## PROMPT
Scan the data below for the string "React". Copy every line where it appears.

## INFORMATION GIVEN

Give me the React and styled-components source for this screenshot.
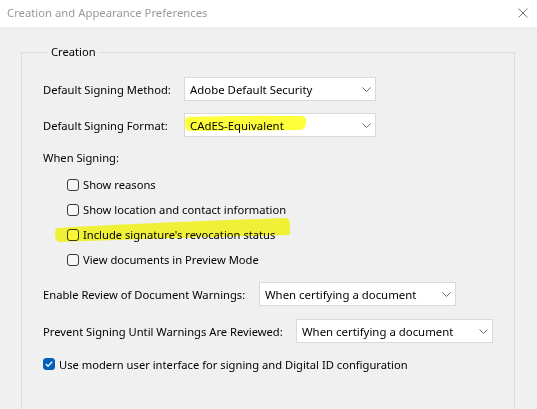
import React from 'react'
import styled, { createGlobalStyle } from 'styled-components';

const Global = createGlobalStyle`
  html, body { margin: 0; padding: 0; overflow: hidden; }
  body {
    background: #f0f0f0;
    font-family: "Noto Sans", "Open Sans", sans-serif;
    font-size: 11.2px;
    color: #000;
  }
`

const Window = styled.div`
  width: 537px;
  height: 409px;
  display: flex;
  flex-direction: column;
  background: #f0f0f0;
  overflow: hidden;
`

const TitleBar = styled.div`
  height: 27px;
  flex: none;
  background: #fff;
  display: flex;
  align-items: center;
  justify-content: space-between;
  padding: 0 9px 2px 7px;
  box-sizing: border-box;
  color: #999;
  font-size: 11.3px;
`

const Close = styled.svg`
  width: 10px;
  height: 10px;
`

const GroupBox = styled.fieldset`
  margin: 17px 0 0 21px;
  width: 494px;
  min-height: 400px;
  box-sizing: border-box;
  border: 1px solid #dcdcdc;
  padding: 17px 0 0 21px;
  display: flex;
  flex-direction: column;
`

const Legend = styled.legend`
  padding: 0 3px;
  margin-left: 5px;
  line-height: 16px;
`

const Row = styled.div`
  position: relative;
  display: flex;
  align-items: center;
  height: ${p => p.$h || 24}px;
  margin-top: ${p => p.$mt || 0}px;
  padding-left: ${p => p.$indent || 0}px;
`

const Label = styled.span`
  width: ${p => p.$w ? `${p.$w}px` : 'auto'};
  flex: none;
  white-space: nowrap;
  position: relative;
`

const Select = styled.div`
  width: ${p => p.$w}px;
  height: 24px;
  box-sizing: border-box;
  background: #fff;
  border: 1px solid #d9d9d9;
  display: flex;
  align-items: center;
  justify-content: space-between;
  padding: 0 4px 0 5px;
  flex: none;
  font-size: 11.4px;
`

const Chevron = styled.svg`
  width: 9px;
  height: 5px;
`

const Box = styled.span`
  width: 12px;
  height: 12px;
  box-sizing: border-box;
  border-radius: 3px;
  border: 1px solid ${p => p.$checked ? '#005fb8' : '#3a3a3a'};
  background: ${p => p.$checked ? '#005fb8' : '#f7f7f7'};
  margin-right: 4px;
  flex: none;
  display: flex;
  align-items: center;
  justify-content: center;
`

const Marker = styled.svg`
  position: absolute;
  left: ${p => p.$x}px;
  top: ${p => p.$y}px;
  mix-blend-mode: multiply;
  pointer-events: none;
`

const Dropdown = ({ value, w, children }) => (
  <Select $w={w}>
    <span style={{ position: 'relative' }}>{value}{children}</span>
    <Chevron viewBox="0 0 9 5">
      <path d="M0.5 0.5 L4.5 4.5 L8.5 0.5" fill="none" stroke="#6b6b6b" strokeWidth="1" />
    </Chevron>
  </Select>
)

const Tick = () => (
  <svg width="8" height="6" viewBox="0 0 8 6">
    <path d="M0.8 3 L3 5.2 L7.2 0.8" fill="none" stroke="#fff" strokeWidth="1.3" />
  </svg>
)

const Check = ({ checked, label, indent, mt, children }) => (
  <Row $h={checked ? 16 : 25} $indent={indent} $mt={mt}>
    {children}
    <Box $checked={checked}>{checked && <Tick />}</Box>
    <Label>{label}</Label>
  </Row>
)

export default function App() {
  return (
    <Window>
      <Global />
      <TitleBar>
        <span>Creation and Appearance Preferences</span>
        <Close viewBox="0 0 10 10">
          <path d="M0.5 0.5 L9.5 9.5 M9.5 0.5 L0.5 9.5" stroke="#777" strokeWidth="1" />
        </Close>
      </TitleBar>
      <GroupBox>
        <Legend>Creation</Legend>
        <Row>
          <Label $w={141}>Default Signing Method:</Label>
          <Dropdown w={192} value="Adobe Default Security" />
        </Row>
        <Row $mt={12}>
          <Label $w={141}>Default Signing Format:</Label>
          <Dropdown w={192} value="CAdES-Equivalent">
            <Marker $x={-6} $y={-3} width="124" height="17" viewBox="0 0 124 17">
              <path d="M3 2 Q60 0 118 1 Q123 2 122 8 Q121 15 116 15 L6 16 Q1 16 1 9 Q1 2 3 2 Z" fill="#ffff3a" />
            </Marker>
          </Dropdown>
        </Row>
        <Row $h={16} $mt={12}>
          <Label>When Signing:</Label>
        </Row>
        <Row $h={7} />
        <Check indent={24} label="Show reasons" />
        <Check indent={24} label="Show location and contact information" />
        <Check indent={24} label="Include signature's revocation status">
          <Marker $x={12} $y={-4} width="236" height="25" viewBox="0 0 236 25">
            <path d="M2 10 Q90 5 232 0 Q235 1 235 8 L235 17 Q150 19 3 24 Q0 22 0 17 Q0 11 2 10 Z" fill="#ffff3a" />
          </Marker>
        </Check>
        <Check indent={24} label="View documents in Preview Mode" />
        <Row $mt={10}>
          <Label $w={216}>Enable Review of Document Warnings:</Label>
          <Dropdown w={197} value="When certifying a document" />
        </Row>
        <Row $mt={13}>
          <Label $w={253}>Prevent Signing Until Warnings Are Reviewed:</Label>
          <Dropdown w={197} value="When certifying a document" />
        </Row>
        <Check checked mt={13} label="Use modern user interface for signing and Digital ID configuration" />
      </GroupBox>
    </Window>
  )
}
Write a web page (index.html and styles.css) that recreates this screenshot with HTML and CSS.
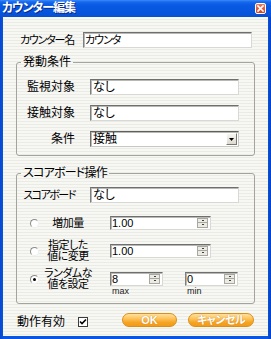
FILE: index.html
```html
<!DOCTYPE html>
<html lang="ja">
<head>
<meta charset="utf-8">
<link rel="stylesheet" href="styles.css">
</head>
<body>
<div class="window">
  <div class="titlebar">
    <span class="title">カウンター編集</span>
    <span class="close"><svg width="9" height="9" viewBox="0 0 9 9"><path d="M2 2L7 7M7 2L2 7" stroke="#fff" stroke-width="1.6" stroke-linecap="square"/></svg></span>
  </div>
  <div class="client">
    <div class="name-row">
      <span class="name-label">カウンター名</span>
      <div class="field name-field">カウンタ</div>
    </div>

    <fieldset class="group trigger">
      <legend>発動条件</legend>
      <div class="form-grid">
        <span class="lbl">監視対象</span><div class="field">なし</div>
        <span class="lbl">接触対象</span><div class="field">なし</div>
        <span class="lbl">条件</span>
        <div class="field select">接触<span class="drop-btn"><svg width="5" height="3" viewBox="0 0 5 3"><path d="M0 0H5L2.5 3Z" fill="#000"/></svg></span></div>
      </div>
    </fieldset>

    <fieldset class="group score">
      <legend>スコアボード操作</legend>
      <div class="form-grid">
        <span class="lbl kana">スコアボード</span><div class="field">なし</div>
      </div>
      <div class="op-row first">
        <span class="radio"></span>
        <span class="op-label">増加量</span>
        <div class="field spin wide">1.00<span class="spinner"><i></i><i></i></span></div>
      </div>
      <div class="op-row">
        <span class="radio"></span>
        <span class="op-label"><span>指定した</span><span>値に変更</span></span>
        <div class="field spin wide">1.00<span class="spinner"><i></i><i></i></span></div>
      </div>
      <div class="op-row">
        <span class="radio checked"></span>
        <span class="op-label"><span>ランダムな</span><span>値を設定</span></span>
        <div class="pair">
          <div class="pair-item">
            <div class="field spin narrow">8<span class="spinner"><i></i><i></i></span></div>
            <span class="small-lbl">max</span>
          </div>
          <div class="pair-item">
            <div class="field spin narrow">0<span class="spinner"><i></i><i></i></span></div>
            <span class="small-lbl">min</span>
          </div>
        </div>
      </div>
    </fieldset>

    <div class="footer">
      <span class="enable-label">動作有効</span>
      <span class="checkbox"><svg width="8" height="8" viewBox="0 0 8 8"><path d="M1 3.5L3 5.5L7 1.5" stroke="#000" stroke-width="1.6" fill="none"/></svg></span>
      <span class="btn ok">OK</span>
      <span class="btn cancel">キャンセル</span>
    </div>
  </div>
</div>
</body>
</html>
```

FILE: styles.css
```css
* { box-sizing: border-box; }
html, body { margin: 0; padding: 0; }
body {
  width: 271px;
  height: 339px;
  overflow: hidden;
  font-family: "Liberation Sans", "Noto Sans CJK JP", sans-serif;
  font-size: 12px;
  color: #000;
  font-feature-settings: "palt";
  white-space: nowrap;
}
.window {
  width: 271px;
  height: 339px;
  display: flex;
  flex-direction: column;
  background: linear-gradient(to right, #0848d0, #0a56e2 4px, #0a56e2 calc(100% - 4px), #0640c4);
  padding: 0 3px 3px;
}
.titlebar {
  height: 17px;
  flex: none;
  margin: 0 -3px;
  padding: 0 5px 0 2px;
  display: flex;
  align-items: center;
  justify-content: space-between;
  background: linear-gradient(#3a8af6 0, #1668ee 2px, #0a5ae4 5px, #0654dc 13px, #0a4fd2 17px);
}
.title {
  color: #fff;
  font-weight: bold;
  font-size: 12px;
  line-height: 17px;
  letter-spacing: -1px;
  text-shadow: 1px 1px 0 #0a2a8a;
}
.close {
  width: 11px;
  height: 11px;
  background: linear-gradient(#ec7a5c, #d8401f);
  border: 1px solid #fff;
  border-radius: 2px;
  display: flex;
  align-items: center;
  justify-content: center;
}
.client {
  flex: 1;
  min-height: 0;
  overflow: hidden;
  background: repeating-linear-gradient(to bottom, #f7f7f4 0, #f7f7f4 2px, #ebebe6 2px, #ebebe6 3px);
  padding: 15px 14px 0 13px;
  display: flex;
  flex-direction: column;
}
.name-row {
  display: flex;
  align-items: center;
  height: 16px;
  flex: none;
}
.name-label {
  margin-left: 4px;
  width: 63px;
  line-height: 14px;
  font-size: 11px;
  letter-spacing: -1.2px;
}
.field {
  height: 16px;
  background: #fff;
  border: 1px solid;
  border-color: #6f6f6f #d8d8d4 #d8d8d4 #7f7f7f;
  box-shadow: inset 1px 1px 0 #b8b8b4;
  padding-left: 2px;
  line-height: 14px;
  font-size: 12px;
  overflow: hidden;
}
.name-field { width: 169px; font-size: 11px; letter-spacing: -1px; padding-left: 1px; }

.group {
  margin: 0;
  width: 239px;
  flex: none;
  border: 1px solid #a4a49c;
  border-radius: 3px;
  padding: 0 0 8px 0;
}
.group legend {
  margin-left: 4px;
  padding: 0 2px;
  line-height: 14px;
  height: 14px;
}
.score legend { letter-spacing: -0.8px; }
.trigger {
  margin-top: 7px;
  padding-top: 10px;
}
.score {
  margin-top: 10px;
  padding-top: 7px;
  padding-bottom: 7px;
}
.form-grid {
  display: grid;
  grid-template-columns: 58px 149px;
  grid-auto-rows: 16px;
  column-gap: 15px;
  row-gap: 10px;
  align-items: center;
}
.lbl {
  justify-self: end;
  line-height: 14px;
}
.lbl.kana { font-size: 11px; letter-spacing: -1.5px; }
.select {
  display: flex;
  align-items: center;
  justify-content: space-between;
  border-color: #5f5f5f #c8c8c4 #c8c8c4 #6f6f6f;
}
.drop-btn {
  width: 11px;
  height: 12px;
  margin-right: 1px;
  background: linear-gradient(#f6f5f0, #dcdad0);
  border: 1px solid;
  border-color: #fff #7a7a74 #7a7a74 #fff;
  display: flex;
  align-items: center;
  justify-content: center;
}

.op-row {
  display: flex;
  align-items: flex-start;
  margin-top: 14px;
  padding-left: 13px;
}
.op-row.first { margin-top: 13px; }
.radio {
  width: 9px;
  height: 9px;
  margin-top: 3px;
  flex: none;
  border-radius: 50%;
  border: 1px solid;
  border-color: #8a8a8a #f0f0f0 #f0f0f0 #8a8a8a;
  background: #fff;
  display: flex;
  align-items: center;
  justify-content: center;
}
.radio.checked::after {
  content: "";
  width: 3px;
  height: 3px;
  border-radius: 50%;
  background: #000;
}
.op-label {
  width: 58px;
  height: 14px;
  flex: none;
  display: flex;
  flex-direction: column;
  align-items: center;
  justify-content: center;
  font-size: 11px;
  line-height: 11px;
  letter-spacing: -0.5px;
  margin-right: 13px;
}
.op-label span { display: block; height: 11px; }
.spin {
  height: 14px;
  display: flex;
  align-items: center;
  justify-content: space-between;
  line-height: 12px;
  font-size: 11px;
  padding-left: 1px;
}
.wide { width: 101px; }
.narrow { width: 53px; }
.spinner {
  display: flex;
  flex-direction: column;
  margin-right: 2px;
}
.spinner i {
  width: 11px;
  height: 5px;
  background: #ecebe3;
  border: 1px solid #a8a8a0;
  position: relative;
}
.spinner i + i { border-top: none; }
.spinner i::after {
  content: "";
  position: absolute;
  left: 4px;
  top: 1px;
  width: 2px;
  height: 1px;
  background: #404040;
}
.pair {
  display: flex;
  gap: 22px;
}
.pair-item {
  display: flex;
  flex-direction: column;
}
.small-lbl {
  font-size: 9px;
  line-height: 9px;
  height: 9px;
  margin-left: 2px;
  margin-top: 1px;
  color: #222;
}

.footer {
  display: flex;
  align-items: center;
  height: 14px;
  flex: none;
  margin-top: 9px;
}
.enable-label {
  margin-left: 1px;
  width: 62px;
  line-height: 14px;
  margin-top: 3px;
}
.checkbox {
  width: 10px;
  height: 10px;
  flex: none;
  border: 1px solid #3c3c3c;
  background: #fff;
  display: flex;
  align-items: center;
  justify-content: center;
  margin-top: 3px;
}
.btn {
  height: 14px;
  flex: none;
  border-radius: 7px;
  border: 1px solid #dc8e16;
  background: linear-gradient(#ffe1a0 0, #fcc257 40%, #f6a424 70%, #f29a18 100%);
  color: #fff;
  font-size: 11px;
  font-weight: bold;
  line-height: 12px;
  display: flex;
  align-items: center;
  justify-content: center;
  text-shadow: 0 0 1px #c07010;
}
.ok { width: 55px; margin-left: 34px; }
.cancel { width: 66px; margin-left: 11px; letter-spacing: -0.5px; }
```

## REPLY TO THE EXERCISE
Give me the React and styled-components source for this screenshot.
import React from 'react'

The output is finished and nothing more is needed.